With his exit at age 80, the nation lost a warrior for peace, justice and equality. Though battered and brutalized in the quest to dismantle Jim Crow segregation and establish truly equal rights under the law, Lewis never strayed from his commitment to nonviolent protest and his decency toward all, even opponents of the movement.

A Freedom Rider and chairman of the Student Nonviolent Coordinating Committee while still attending Fisk University in Tennessee, he stood tall among the civil rights giants of that era.

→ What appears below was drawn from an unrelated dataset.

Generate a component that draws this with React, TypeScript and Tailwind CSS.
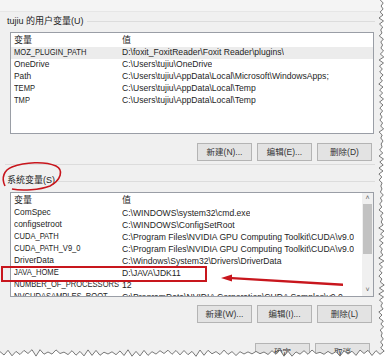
import React from "react";

const userRows: [string, string][] = [
  ["MOZ_PLUGIN_PATH", "D:\\foxit_FoxitReader\\Foxit Reader\\plugins\\"],
  ["OneDrive", "C:\\Users\\tujiu\\OneDrive"],
  ["Path", "C:\\Users\\tujiu\\AppData\\Local\\Microsoft\\WindowsApps;"],
  ["TEMP", "C:\\Users\\tujiu\\AppData\\Local\\Temp"],
  ["TMP", "C:\\Users\\tujiu\\AppData\\Local\\Temp"],
];

const sysRows: [string, string][] = [
  ["ComSpec", "C:\\WINDOWS\\system32\\cmd.exe"],
  ["configsetroot", "C:\\WINDOWS\\ConfigSetRoot"],
  ["CUDA_PATH", "C:\\Program Files\\NVIDIA GPU Computing Toolkit\\CUDA\\v9.0"],
  ["CUDA_PATH_V9_0", "C:\\Program Files\\NVIDIA GPU Computing Toolkit\\CUDA\\v9.0"],
  ["DriverData", "C:\\Windows\\System32\\Drivers\\DriverData"],
  ["JAVA_HOME", "D:\\JAVA\\JDK11"],
  ["NUMBER_OF_PROCESSORS", "12"],
  ["NVCUDASAMPLES_ROOT", "C:\\ProgramData\\NVIDIA Corporation\\CUDA Samples\\v9.0"],
];

const font = { fontFamily: '"Liberation Sans", "Noto Sans CJK SC", sans-serif' };

function Row({ name, value, selected }: { name: string; value: string; selected?: boolean }) {
  const caps = name === name.toUpperCase();
  return (
    <div className={`flex h-[12px] items-center whitespace-nowrap ${selected ? "bg-[#ececec]" : ""}`}>
      <div className="w-[111px] shrink-0 pl-[3px]">
        <span className={caps ? "inline-block origin-left scale-x-[0.84]" : "inline-block origin-left scale-x-[0.93]"}>
          {name}
        </span>
      </div>
      <div className="overflow-hidden text-[8.6px]">{value}</div>
    </div>
  );
}

function Btn({ label }: { label: string }) {
  return (
    <div className="flex h-[18px] w-[55px] items-center justify-center border border-[#b4b4b4] bg-[#e3e3e3] text-[8.5px] text-[#333]">
      {label}
    </div>
  );
}

function rnd(i: number) {
  const x = Math.sin(i * 12.9898 + 7.1) * 43758.5453;
  return x - Math.floor(x);
}

function Torn() {
  const right: [number, number][] = [];
  for (let i = 0, y = 0; y <= 351; i++, y += 3) {
    right.push([381.5 + (i % 2 ? 1.5 : -1.5) + (rnd(i) - 0.5) * 2.5, y]);
  }
  const bottom: [number, number][] = [];
  for (let i = 0, x = 384; x >= 0; i++, x -= 4) {
    bottom.push([x, 353 + (i % 2 ? 1.8 : -1.8) + (rnd(i + 200) - 0.5) * 3]);
  }
  const pts = [...right, ...bottom];
  const edge = pts.map((p, i) => `${i ? "L" : "M"}${p[0].toFixed(1)} ${p[1].toFixed(1)}`).join(" ");
  const fill = `M387 0 ${edge.replace(/^M/, "L")} L0 361 L387 361 Z`;
  return (
    <svg className="pointer-events-none absolute left-0 top-0" width="387" height="361">
      <path d={fill} fill="#ffffff" />
      <path d={edge} fill="none" stroke="#6a6a6a" strokeWidth="0.9" />
    </svg>
  );
}

function Annot() {
  return (
    <svg className="pointer-events-none absolute left-0 top-0" width="387" height="361">
      <path
        d="M5 186 C1 178 4 170 12 167 C25 162 45 161 56 166 C64 170 61 180 50 186 C40 190 22 191 12 189"
        fill="none"
        stroke="#c8161d"
        strokeWidth="1.6"
      />
      <rect x="2" y="267" width="204" height="14" fill="none" stroke="#c8161d" strokeWidth="2" />
      <path d="M343 283.5 L232 277 L232 274.5 L221 278 L232 281.5 L232 279.2 L343 286 Z" fill="#c8161d" />
    </svg>
  );
}

export default function App() {
  return (
    <div className="relative h-[361px] w-[387px] overflow-hidden bg-white text-[9px] text-[#1e1e1e]" style={font}>
      <div className="flex h-[361px] w-[383px] flex-col bg-[#f0f0f0]">
        <div className="h-[12px] border-b border-[#e6e6e6] bg-[#f4f4f4]" />
        <div className="mt-[1px] flex h-[18px] items-center pl-[7px]">
          <span className="whitespace-nowrap">tujiu 的用户变量(U)</span>
          <div className="ml-[3px] mr-[8px] h-px flex-1 bg-[#dcdcdc]" />
        </div>
        <div className="ml-[10px] mt-[1px] h-[103px] w-[364px] border border-[#9a9ea6] bg-white pt-[2px]">
          <div className="flex h-[12px] items-center">
            <div className="w-[111px] pl-[3px]">变量</div>
            <div>值</div>
          </div>
          {userRows.map((r, i) => (
            <Row key={r[0]} name={r[0]} value={r[1]} selected={i === 0} />
          ))}
        </div>
        <div className="ml-[197px] mt-[9px] flex gap-[5px]">
          <Btn label="新建(N)..." />
          <Btn label="编辑(E)..." />
          <Btn label="删除(D)" />
        </div>
        <div className="ml-[5px] mr-[8px] mt-[3px] h-px bg-[#dcdcdc]" />
        <div className="mt-[9px] flex h-[14px] items-center pl-[7px]">
          <span className="whitespace-nowrap">系统变量(S)</span>
          <div className="ml-[3px] mr-[8px] h-px flex-1 bg-[#dcdcdc]" />
        </div>
        <div className="ml-[10px] mt-[4px] flex h-[105px] w-[364px] border border-[#9a9ea6] bg-white">
          <div className="flex-1 overflow-hidden pt-[2px]">
            <div className="flex h-[12px] items-center">
              <div className="w-[111px] pl-[3px]">变量</div>
              <div>值</div>
            </div>
            {sysRows.map((r) => (
              <Row key={r[0]} name={r[0]} value={r[1]} />
            ))}
          </div>
          <div className="flex w-[11px] flex-col bg-[#f0f0f0]">
            <div className="flex h-[11px] items-center justify-center text-[7px] text-[#606060]">˄</div>
            <div className="mx-[1px] h-[50px] bg-[#c2c2c2]" />
            <div className="flex-1" />
            <div className="flex h-[11px] items-center justify-center text-[7px] text-[#606060]">˅</div>
          </div>
        </div>
        <div className="ml-[197px] mt-[8px] flex gap-[5px]">
          <Btn label="新建(W)..." />
          <Btn label="编辑(I)..." />
          <Btn label="删除(L)" />
        </div>
        <div className="ml-[255px] mt-[20px] flex gap-[5px]">
          <Btn label="确定" />
          <Btn label="取消" />
        </div>
      </div>
      <Annot />
      <Torn />
    </div>
  );
}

As Bernice King, daughter of Martin Luther King Jr., wrote, the man she and her siblings called Uncle John “was a nonviolent warrior”: “From crossing that bridge in Selma under the threat of state-sanctioned, possibly life-threatening violence, to taking Freedom Rides into volatile encounters, to being handcuffed repeatedly for righteousness and justice, he persisted.”

That persistence in righteousness and justice defined the man. Writing at Tablet, James Kirchick noted that Lewis did not support the Million Man March in 1995 because he could not overlook organizer Louis Farrakhan’s history of “divisive and bigoted” statements — so the march, Lewis himself wrote, went “against what I worked for — tolerance, inclusion, integration.”

His fierce loyalty to his principles, no matter how the winds of popular opinion blew, are a model for us all.